## Problem requirements
Leaving out every picture, quote the data below exactly as it appears.

## Information shown
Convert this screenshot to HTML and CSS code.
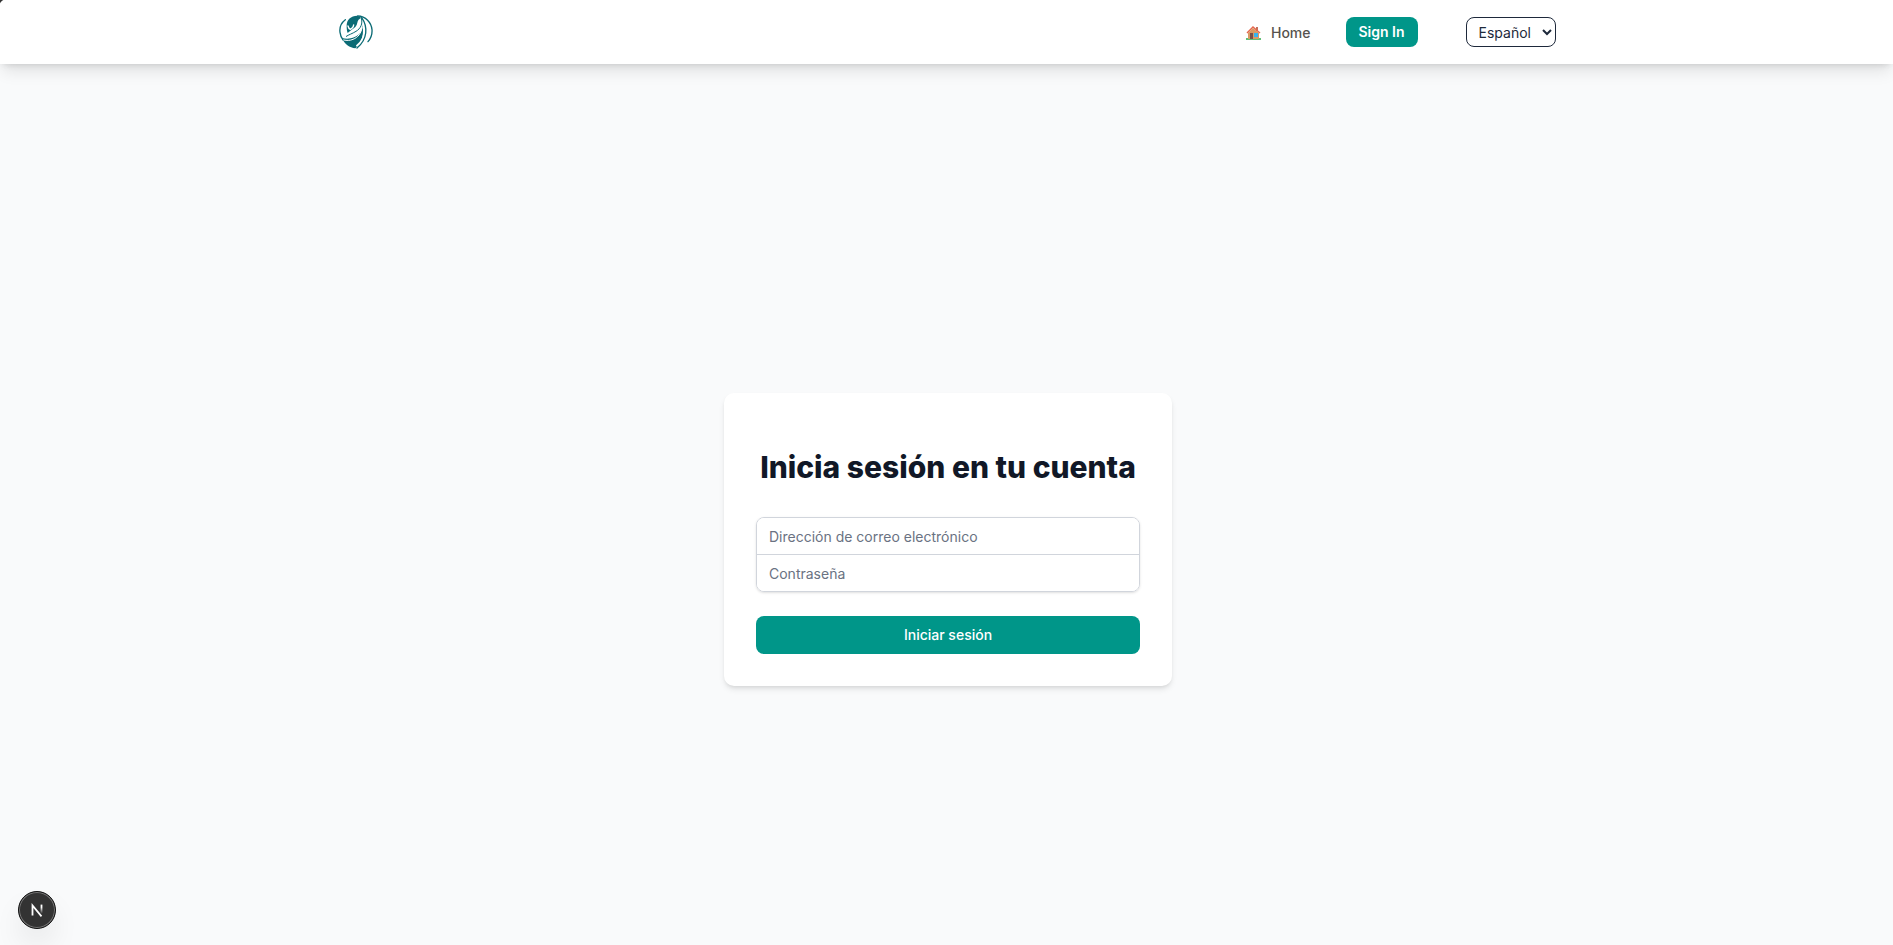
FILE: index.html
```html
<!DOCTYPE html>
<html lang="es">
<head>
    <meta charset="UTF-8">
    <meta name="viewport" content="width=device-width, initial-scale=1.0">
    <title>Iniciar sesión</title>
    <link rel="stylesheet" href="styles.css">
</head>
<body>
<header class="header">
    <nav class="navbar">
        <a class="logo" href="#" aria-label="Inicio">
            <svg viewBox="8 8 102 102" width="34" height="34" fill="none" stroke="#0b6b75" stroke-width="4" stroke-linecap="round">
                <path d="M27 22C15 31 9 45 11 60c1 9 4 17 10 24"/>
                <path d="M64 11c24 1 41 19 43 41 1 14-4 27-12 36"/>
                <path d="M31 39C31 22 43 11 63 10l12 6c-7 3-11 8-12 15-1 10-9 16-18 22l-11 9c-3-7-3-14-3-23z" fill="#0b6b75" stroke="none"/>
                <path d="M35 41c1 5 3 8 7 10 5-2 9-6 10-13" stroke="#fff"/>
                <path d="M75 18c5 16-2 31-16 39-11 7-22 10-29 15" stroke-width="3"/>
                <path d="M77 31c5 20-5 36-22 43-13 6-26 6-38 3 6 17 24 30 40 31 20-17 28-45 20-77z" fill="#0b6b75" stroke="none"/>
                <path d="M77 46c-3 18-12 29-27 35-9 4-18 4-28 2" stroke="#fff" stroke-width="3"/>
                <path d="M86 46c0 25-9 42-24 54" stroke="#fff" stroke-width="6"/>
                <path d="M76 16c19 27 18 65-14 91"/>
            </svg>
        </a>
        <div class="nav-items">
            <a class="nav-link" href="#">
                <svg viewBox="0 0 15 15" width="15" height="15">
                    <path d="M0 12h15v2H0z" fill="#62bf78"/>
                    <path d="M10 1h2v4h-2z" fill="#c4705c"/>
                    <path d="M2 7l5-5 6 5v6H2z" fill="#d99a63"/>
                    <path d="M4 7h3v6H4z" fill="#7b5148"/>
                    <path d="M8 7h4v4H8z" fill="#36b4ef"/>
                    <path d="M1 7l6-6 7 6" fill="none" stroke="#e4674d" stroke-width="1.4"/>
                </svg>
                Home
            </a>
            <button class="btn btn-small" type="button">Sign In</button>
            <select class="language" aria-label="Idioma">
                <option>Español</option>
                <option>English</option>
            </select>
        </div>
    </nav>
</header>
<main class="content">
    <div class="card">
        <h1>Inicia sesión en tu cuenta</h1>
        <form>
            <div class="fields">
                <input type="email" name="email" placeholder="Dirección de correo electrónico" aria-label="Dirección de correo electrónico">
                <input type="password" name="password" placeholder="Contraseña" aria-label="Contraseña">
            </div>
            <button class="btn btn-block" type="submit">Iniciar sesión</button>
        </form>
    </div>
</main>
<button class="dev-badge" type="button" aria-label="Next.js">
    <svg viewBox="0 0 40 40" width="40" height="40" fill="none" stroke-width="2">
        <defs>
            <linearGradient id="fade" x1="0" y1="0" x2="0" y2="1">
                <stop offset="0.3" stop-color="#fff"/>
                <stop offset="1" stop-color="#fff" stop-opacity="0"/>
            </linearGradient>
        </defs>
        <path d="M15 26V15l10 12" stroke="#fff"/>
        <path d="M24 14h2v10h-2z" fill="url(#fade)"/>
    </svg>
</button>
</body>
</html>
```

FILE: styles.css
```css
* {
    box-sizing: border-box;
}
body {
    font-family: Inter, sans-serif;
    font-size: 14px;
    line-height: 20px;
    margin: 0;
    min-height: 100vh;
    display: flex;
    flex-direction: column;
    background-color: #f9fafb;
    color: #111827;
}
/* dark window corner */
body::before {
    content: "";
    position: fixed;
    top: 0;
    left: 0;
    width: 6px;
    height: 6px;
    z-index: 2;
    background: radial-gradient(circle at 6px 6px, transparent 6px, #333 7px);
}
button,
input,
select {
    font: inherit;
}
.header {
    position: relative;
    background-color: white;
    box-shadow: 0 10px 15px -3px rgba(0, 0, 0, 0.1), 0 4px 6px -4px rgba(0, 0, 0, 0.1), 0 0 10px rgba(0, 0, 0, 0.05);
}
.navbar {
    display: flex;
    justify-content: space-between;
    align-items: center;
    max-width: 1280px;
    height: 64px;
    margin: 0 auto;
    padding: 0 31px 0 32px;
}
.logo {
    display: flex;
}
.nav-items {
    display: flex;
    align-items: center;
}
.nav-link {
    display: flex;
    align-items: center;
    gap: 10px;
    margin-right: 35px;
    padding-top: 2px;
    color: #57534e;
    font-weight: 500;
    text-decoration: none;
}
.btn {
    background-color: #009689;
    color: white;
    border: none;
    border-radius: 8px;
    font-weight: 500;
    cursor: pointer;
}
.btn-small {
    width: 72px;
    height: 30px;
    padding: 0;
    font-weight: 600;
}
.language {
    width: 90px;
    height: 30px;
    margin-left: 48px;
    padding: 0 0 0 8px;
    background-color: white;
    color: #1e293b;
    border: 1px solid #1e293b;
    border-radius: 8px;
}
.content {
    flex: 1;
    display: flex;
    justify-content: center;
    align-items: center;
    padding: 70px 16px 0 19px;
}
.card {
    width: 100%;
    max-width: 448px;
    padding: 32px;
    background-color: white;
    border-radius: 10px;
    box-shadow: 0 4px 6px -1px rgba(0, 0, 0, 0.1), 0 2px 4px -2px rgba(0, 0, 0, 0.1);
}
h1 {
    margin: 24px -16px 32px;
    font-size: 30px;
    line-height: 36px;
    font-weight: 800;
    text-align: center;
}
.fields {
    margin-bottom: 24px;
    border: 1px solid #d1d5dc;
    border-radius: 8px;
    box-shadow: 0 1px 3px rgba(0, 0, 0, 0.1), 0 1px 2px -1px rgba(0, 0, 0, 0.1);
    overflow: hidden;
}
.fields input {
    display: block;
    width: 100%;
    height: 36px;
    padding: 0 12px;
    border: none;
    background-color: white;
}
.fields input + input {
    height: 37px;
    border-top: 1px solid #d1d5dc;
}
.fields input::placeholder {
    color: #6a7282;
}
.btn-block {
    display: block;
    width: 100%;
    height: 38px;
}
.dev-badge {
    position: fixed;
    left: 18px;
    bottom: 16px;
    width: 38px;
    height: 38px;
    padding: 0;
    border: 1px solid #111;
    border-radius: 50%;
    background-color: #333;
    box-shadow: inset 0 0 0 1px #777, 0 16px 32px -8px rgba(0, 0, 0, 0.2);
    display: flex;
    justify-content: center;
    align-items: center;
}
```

## Response below
Convert this screenshot to HTML and CSS code.
FILE: index.html
```html
<!DOCTYPE html>
<html lang="es">
<head>
    <meta charset="UTF-8">
    <meta name="viewport" content="width=device-width, initial-scale=1.0">
    <title>Iniciar sesión</title>
    <link rel="stylesheet" href="styles.css">
</head>
<body>
<header class="header">
    <nav class="navbar">
        <a class="logo" href="#" aria-label="Inicio">
            <svg viewBox="8 8 102 102" width="34" height="34" fill="none" stroke="#0b6b75" stroke-width="4" stroke-linecap="round">
                <path d="M27 22C15 31 9 45 11 60c1 9 4 17 10 24"/>
                <path d="M64 11c24 1 41 19 43 41 1 14-4 27-12 36"/>
                <path d="M31 39C31 22 43 11 63 10l12 6c-7 3-11 8-12 15-1 10-9 16-18 22l-11 9c-3-7-3-14-3-23z" fill="#0b6b75" stroke="none"/>
                <path d="M35 41c1 5 3 8 7 10 5-2 9-6 10-13" stroke="#fff"/>
                <path d="M75 18c5 16-2 31-16 39-11 7-22 10-29 15" stroke-width="3"/>
                <path d="M77 31c5 20-5 36-22 43-13 6-26 6-38 3 6 17 24 30 40 31 20-17 28-45 20-77z" fill="#0b6b75" stroke="none"/>
                <path d="M77 46c-3 18-12 29-27 35-9 4-18 4-28 2" stroke="#fff" stroke-width="3"/>
                <path d="M86 46c0 25-9 42-24 54" stroke="#fff" stroke-width="6"/>
                <path d="M76 16c19 27 18 65-14 91"/>
            </svg>
        </a>
        <div class="nav-items">
            <a class="nav-link" href="#">
                <svg viewBox="0 0 15 15" width="15" height="15">
                    <path d="M0 12h15v2H0z" fill="#62bf78"/>
                    <path d="M10 1h2v4h-2z" fill="#c4705c"/>
                    <path d="M2 7l5-5 6 5v6H2z" fill="#d99a63"/>
                    <path d="M4 7h3v6H4z" fill="#7b5148"/>
                    <path d="M8 7h4v4H8z" fill="#36b4ef"/>
                    <path d="M1 7l6-6 7 6" fill="none" stroke="#e4674d" stroke-width="1.4"/>
                </svg>
                Home
            </a>
            <button class="btn btn-small" type="button">Sign In</button>
            <select class="language" aria-label="Idioma">
                <option>Español</option>
                <option>English</option>
            </select>
        </div>
    </nav>
</header>
<main class="content">
    <div class="card">
        <h1>Inicia sesión en tu cuenta</h1>
        <form>
            <div class="fields">
                <input type="email" name="email" placeholder="Dirección de correo electrónico" aria-label="Dirección de correo electrónico">
                <input type="password" name="password" placeholder="Contraseña" aria-label="Contraseña">
            </div>
            <button class="btn btn-block" type="submit">Iniciar sesión</button>
        </form>
    </div>
</main>
<button class="dev-badge" type="button" aria-label="Next.js">
    <svg viewBox="0 0 40 40" width="40" height="40" fill="none" stroke-width="2">
        <defs>
            <linearGradient id="fade" x1="0" y1="0" x2="0" y2="1">
                <stop offset="0.3" stop-color="#fff"/>
                <stop offset="1" stop-color="#fff" stop-opacity="0"/>
            </linearGradient>
        </defs>
        <path d="M15 26V15l10 12" stroke="#fff"/>
        <path d="M24 14h2v10h-2z" fill="url(#fade)"/>
    </svg>
</button>
</body>
</html>
```

FILE: styles.css
```css
* {
    box-sizing: border-box;
}
body {
    font-family: Inter, sans-serif;
    font-size: 14px;
    line-height: 20px;
    margin: 0;
    min-height: 100vh;
    display: flex;
    flex-direction: column;
    background-color: #f9fafb;
    color: #111827;
}
/* dark window corner */
body::before {
    content: "";
    position: fixed;
    top: 0;
    left: 0;
    width: 6px;
    height: 6px;
    z-index: 2;
    background: radial-gradient(circle at 6px 6px, transparent 6px, #333 7px);
}
button,
input,
select {
    font: inherit;
}
.header {
    position: relative;
    background-color: white;
    box-shadow: 0 10px 15px -3px rgba(0, 0, 0, 0.1), 0 4px 6px -4px rgba(0, 0, 0, 0.1), 0 0 10px rgba(0, 0, 0, 0.05);
}
.navbar {
    display: flex;
    justify-content: space-between;
    align-items: center;
    max-width: 1280px;
    height: 64px;
    margin: 0 auto;
    padding: 0 31px 0 32px;
}
.logo {
    display: flex;
}
.nav-items {
    display: flex;
    align-items: center;
}
.nav-link {
    display: flex;
    align-items: center;
    gap: 10px;
    margin-right: 35px;
    padding-top: 2px;
    color: #57534e;
    font-weight: 500;
    text-decoration: none;
}
.btn {
    background-color: #009689;
    color: white;
    border: none;
    border-radius: 8px;
    font-weight: 500;
    cursor: pointer;
}
.btn-small {
    width: 72px;
    height: 30px;
    padding: 0;
    font-weight: 600;
}
.language {
    width: 90px;
    height: 30px;
    margin-left: 48px;
    padding: 0 0 0 8px;
    background-color: white;
    color: #1e293b;
    border: 1px solid #1e293b;
    border-radius: 8px;
}
.content {
    flex: 1;
    display: flex;
    justify-content: center;
    align-items: center;
    padding: 70px 16px 0 19px;
}
.card {
    width: 100%;
    max-width: 448px;
    padding: 32px;
    background-color: white;
    border-radius: 10px;
    box-shadow: 0 4px 6px -1px rgba(0, 0, 0, 0.1), 0 2px 4px -2px rgba(0, 0, 0, 0.1);
}
h1 {
    margin: 24px -16px 32px;
    font-size: 30px;
    line-height: 36px;
    font-weight: 800;
    text-align: center;
}
.fields {
    margin-bottom: 24px;
    border: 1px solid #d1d5dc;
    border-radius: 8px;
    box-shadow: 0 1px 3px rgba(0, 0, 0, 0.1), 0 1px 2px -1px rgba(0, 0, 0, 0.1);
    overflow: hidden;
}
.fields input {
    display: block;
    width: 100%;
    height: 36px;
    padding: 0 12px;
    border: none;
    background-color: white;
}
.fields input + input {
    height: 37px;
    border-top: 1px solid #d1d5dc;
}
.fields input::placeholder {
    color: #6a7282;
}
.btn-block {
    display: block;
    width: 100%;
    height: 38px;
}
.dev-badge {
    position: fixed;
    left: 18px;
    bottom: 16px;
    width: 38px;
    height: 38px;
    padding: 0;
    border: 1px solid #111;
    border-radius: 50%;
    background-color: #333;
    box-shadow: inset 0 0 0 1px #777, 0 16px 32px -8px rgba(0, 0, 0, 0.2);
    display: flex;
    justify-content: center;
    align-items: center;
}
```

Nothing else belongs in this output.